O UOL revelou que o homicídio é o tipo de crime que mais leva policiais militares de São Paulo para a prisão. Segundo a PM, o número, de 27 no primeiro semestre de 2017, representa menos de 1% do total de policiais militares no Estado. Segundo Presti, a maioria dos PMs são absolvidos ou têm o processo arquivado, gerando sensação de que, em casos como este, "há impunidade".

Cenário nacional: polícia do Amapá é a que mais mata

De acordo com o anuário do Fórum Brasileiro de Segurança Pública, 4.224 pessoas foram mortas em decorrência de intervenções de policiais civis e militares no ano de 2016. Isso representa um crescimento de 25,8% em relação ao ano anterior. Desse total, 81,8% têm entre 12 e 29 anos, e 76,2% são negros.
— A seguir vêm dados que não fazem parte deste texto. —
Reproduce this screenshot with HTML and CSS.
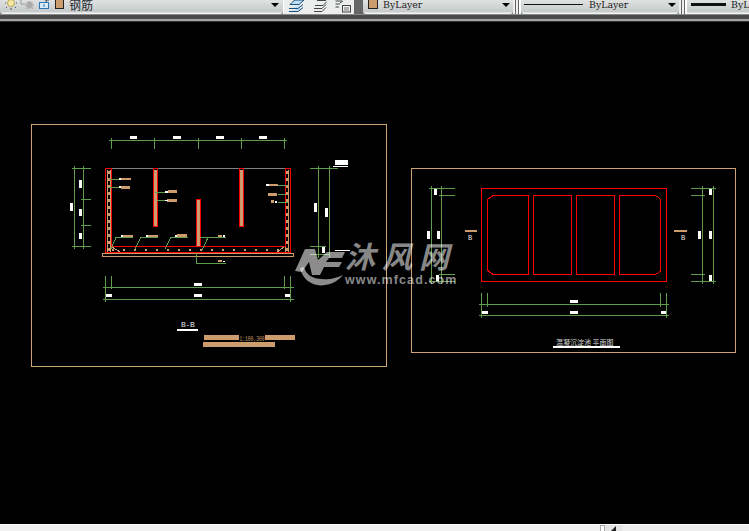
FILE: index.html
```html
<!DOCTYPE html>
<html lang="zh">
<head>
<meta charset="utf-8">
<title>CAD</title>
<link rel="stylesheet" href="styles.css">
</head>
<body>
<header class="toolbar">
  <div class="bar">
    <div class="combo layer-combo">
      <svg class="ico sun" width="14" height="11" viewBox="0 0 14 11"><circle cx="7" cy="3" r="3.500" fill="#f7e9a0" stroke="#b9a35a"/><path d="M1 3H2M12 3H13M3 7L2 8M11 7L12 8M7 8V10" stroke="#555" fill="none"/></svg>
      <svg class="ico bulb" width="15" height="11" viewBox="0 0 15 11"><path d="M1 0V4H5" stroke="#999" fill="none"/><circle cx="9.500" cy="5" r="3.500" fill="#aaa" stroke="#bbb"/><path d="M5 5H6M13 5H14M6 9L7 8M13 9L12 8" stroke="#aaa"/></svg>
      <svg class="ico lock" width="11" height="11" viewBox="0 0 11 11"><rect x=".5" y="2.500" width="9" height="6" fill="#dceaf5" stroke="#2a78b8"/><path d="M5 4V7" stroke="#2a78b8"/><path d="M7 2V0H10" stroke="#333" fill="none"/></svg>
      <span class="swatch"></span>
      <span class="layer-name">钢筋</span>
      <span class="arrow"></span>
    </div>
    <div class="tools">
      <svg width="17" height="13" viewBox="0 0 17 13"><path d="M1 11.500H10L15 7.500M1 8.500H10L15 4.500M4 2.500L7 0H16L11 4.500H2Z" fill="#bfe0f5" stroke="#1b4f7a"/></svg>
      <svg width="14" height="13" viewBox="0 0 14 13"><path d="M1 11.500H9L13 7.500M1 8.500H9L13 4.500M2 5.500H10L14 1.500M4 .5H13" fill="none" stroke="#444"/></svg>
      <svg width="16" height="13" viewBox="0 0 16 13"><path d="M.5 1H7M.5 4H5M.5 7H4M8 1L5 3" fill="none" stroke="#444"/><rect x="7.500" y="5.500" width="8" height="6.500" fill="#eee" stroke="#444"/><path d="M9 8H14M9 10H14" stroke="#777"/></svg>
    </div>
    <div class="gripper"></div>
    <div class="combo color-combo">
      <span class="swatch swatch-cut"></span>
      <span class="combo-text">ByLayer</span>
      <span class="arrow"></span>
    </div>
    <div class="split"></div>
    <div class="combo line-combo">
      <span class="sample"></span>
      <span class="combo-text">ByLayer</span>
      <span class="arrow"></span>
    </div>
    <div class="split"></div>
    <div class="combo weight-combo">
      <span class="sample sample-thick"></span>
      <span class="combo-text">ByLayer</span>
    </div>
  </div>
  <div class="strip-light"></div>
  <div class="strip-dark"></div>
  <div class="strip-mid"></div>
  <div class="strip-end"></div>
</header>

<main class="canvas">
  <svg class="drawing" viewBox="0 22 749 502" width="749" height="502" xmlns="http://www.w3.org/2000/svg">
    <!-- sheet frames -->
    <path class="ln frame" d="M31.500 124H386V366H31.500ZM411.500 168.500H735.500V352H411.500Z"/>

    <!-- section B-B: gray top line -->
    <path class="ln gray" d="M111 168.500H285"/>

    <!-- wall fill -->
    <path class="ln tan" d="M107.500 170V252M110 170V252M285.500 170V252M288.500 170V252M102.500 253.500H293.500V256.500H102.500Z"/>
    <path class="tanfill" d="M154 170H157V226H154ZM197 200H200V246H197ZM240 170H243V226H240Z"/>
    <path class="hatch" d="M108.500 171V252M287 171V252"/>
    <path class="hatch2" d="M112 249.500H285"/>
    <path class="ln tan" d="M112 247L120 252M284 247L277 252"/>

    <!-- red outlines -->
    <path class="ln red" d="M105.500 168.500H111V246.500H285V168.500H290.500V252.500H105.500ZM153.500 168.500H157.500V226.500H153.500ZM196.500 199.500H200.500V246.500H196.500ZM239.500 168.500H243.500V226.500H239.500ZM105 252.500H291"/>

    <!-- dimensions, section -->
    <path class="ln green" d="M109 140.500H287M111.500 138V149M154.500 138V149M198.500 138V149M241.500 138V149M284.500 138V149
      M74.500 166V249M83.500 166V249M72 168.500H91M81 199.500H91M81 225.500H91M72 246.500H91
      M318.500 166V258M329.500 166V258M310 168.500H338M310 246.500H326M310 254.500H329
      M103 287.500H294M103 299.500H294M105.500 276V302M111.500 276V289M284.500 276V289M290.500 276V302
      M196.500 253V263.500H226"/>
    <!-- leaders -->
    <path class="ln green" d="M109 179.500H119M109 187.500H119M155 192.500H165M157 200.500H165M278 185.500H287M278 194.500H286M278 202.500H288
      M116 237.500H133M141 237.500H158M171 237.500H188M200 237.500H226"/>
    <path class="ln greenaa" d="M116 237.500L111 249M141 237.500L135 249M171 237.500L165 249M208 237.500L202 250"/>
    <path class="tanfill" d="M121 178H131V180H121ZM121 186H130V189H121ZM168 190H177V193H168ZM167 199H177V202H167ZM123 235H133V237H123ZM148 235H158V237H148ZM177 234H187V237H177ZM218 235H222V237H218ZM269 184H278V186H269ZM268 193H277V196H268ZM271 200H274V203H271ZM218 260H222V262H218Z"/>
    <path class="whitefill" d="M130 136H137V139H130ZM173 136H181V139H173ZM216 136H224V139H216ZM259 136H267V139H259Z
      M79 180H82V188H79ZM70 203H73V211H70ZM79 209H82V216H79ZM79 233H82V239H79Z
      M119 178H121V180H119ZM119 186H121V188H119ZM165 191H168V193H165ZM165 200H168V201H165ZM121 235H123V237H121ZM146 235H148V237H146ZM175 235H177V237H175ZM223 235H225V237H223ZM266 184H269V186H266ZM275 201H277V203H275ZM223 261H225V262H223Z
      M335 160H348V165H335ZM333 166H348V167H333ZM314 203H317V212H314ZM325 208H328V217H325ZM322 247H325V253H322ZM335 250H350V251H335Z
      M194 283H202V286H194ZM106 294H112V297H106ZM194 294H202V297H194ZM285 294H290V297H285Z
      M177 329H198V331H177Z"/>
    <text class="cad-text title-bb" x="181" y="327">B-B</text>
    <path class="tanfill" d="M204 335H239V340H204ZM265 335H295V340H265ZM203 342H275V347H203Z"/>
    <text class="scale-text" x="239.500" y="340.500" textLength="25" lengthAdjust="spacingAndGlyphs">1:100,300</text>

    <!-- plan -->
    <path class="ln red" d="M481.500 188.500H666.500V281.500H481.500Z
      M493.500 195.500H528.500V274.500H493.500L490 272.500L487.500 270V199.500L490 197.500Z
      M533.500 195.500H571.500V274.500H533.500ZM576.500 195.500H614.500V274.500H576.500Z
      M619.500 195.500H655L658 197L660.500 199.500V271L658 273L655 274.500H619.500Z"/>
    <path class="ln green" d="M431.500 186V284M441.500 186V284M429 188.500H455M439 195.500H455M439 274.500H455M429 281.500H455
      M702.500 186V284M713.500 186V284M691 188.500H716M691 195.500H705M691 274.500H705M691 281.500H716
      M479 304.500H669M479 315.500H669M481.500 293V318M487.500 293V307M660.500 293V307M666.500 293V318"/>
    <path class="whitefill" d="M434 189H437V195H434ZM427 231H430V239H427ZM437 231H440V239H437ZM436 275H439V281H436Z
      M709 189H712V195H709ZM698 231H701V239H698ZM709 231H712V239H709ZM709 275H712V281H709Z
      M570 300H578V303H570ZM482 311H488V314H482ZM570 311H578V314H570ZM661 311H666V314H661Z
      M553 346H620V348H553Z"/>
    <path class="tanfill" d="M465 230H477V232H465ZM674 230H687V232H674Z"/>
    <text class="cad-text" x="468" y="239.500">B</text>
    <text class="cad-text" x="681" y="239.500">B</text>
    <text class="plan-title" x="556" y="345">混凝沉淀池 平面图</text>

    <!-- watermark -->
    <g class="mark">
      <path d="M295 271L305 249H315L318 260L327 252H345L342 258H329L326 262H342L339 267H324L320 275H312L309 262L302 272Z"/>
      <path d="M300 268C303 281 314 287 325 285C333 284 339 280 343 275C336 278 330 280 322 279C313 279 306 275 304 267Z"/>
      <text class="mark-cn" x="345" y="268">沐风网</text>
      <text class="mark-en" x="345" y="284">www.mfcad.com</text>
    </g>
  </svg>
</main>

<footer class="status">
  <div class="status-left"></div>
  <div class="status-grip"></div>
  <div class="status-mid"><span class="corner"></span></div>
  <div class="status-right"></div>
</footer>
</body>
</html>
```
FILE: styles.css
```css
* { box-sizing: border-box; }
html, body { margin: 0; padding: 0; width: 749px; height: 531px; overflow: hidden; background: #000; }
body { display: flex; flex-direction: column; font-family: "DejaVu Serif", serif; }

.toolbar { flex: none; height: 22px; display: flex; flex-direction: column; background: #000; }
.bar { height: 14px; display: flex; background: #6b6b6b; }
.strip-light { height: 1px; background: #8a8a8a; }
.strip-dark { height: 4px; background: #4b4b4b; }
.strip-mid { height: 2px; background: #a3a3a3; }
.strip-end { height: 1px; background: #333; }

.combo {
  height: 14px;
  display: flex;
  align-items: flex-start;
  background: linear-gradient(#e0e2e2, #c6caca 85%, #f2f2f2 93%);
  border-radius: 0 0 3px 3px;
  overflow: hidden;
}
.layer-combo { width: 283px; padding-left: 4px; }
.ico { flex: none; }
.sun { margin-right: 2px; }
.bulb { margin-right: 4px; }
.lock { margin-right: 5px; }
.swatch { flex: none; width: 9px; height: 9px; background: #cc9c6c; border: 1px solid #222; border-top: 0; }
.layer-name { margin-left: 5px; width: 202px; font: 12px/9px "Noto Sans CJK SC", sans-serif; color: #23272e; flex: none; }
.arrow { flex: none; width: 0; height: 0; margin-top: 3px; border: 4.5px solid transparent; border-top: 4px solid #000; border-bottom: 0; }

.tools { width: 71px; height: 15px; display: flex; gap: 8px; padding-left: 4px; background: #eceeee; border-left: 1px solid #fff; flex: none; }
.gripper { width: 9px; flex: none; background: #666 radial-gradient(#222 40%, transparent 45%) 4px 0 / 2px 2px repeat-y; }

.color-combo { width: 150px; flex: none; }
.swatch-cut { margin-left: 5px; margin-right: 5px; width: 10px; }
.combo-text { font: 9.4px/9px "DejaVu Serif", serif; color: #222; flex: none; }
.color-combo .combo-text { width: 119px; }
.split { width: 8px; flex: none; background: linear-gradient(90deg, #eee 0 2px, #666 2px 3px, #eee 3px 5px, #666 5px 6px, #fff 6px); }
.line-combo { width: 158px; flex: none; padding-left: 3px; }
.sample { flex: none; width: 59px; height: 1px; margin-top: 4px; margin-right: 6px; background: #111; }
.line-combo .combo-text { width: 79px; }
.weight-combo { flex: 1; padding-left: 4px; border-radius: 0; }
.sample-thick { width: 35px; height: 3px; margin-top: 3px; margin-right: 5px; }

.canvas { flex: none; height: 502px; background: #000; }
.drawing { display: block; }
.ln { fill: none; stroke-width: 1; shape-rendering: crispEdges; }
.frame { stroke: #cfa273; }
.gray { stroke: #808080; }
.tan { stroke: #cc9c6c; }
.red { stroke: #ff0000; }
.green { stroke: #5f9d4a; }
.greenaa { stroke: #5f9d4a; fill: none; }
.tanfill { fill: #cc9c6c; shape-rendering: crispEdges; }
.whitefill { fill: #fff; shape-rendering: crispEdges; }
.hatch { fill: none; stroke: #cc9c6c; stroke-width: 2; stroke-dasharray: 3 4; shape-rendering: crispEdges; }
.hatch2 { fill: none; stroke: #cc9c6c; stroke-width: 2; stroke-dasharray: 2 9; shape-rendering: crispEdges; }

.cad-text { font: 7px "Liberation Mono", monospace; fill: #e8e8e8; }
.title-bb { font-size: 8px; letter-spacing: -.3px; }
.scale-text { font: 7px "Liberation Mono", monospace; fill: #cc9c6c; }
.plan-title { font: 7px "Noto Sans CJK SC", sans-serif; fill: #d8d8d8; }
.mark { fill: #fff; fill-opacity: .55; }
.mark-cn { font: italic 700 30px "Noto Sans CJK SC", sans-serif; letter-spacing: 7px; }
.mark-en { font: 700 12.5px "Liberation Sans", sans-serif; letter-spacing: 1.1px; }

.status { flex: none; height: 7px; display: flex; background: #f0f0f0; border-top: 1px solid #fff; }
.status-left { width: 600px; background: #f2f2f2; }
.status-grip { width: 5px; background: #fff; border: 1px solid #aaa; border-bottom: 0; }
.status-mid { width: 17px; background: #e4e4e4; position: relative; }
.corner { position: absolute; left: 6px; bottom: 0; width: 0; height: 0; border-left: 5px solid transparent; border-bottom: 5px solid #222; }
.status-right { flex: 1; background: #ededed; }
```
O Estado que tem o maior número de suspeitos mortos pela polícia é o Amapá, com taxa de 7,5 a cada 100 mil habitantes. Na sequência, vêm Rio de Janeiro (5,6), Sergipe, (4,1), Pará (3,4) e Goiás (3,1). São Paulo tem taxa de 1,9. 

Já o número de policiais mortos também teve alta, de 17,5%, o que diferencia da tendência do Estado de São Paulo. Segundo o anuário, ocorreram 437 assassinatos de policiais no país no ano passado. A maioria deles é negra (56%), está na faixa etária de 30 a 49 anos (63,6%) e é majoritariamente do sexo masculino (98,2%).

“Esse é um problema de grande relevância, que não vem sendo enfrentado de maneira adequada pelo Estado brasileiro. O que observamos é que os governos têm legitimado de várias formas o uso da força, mesmo quando ela não é necessária, o que acirra a violência”, diz o diretor-presidente do Fórum, Renato Sérgio de Lima.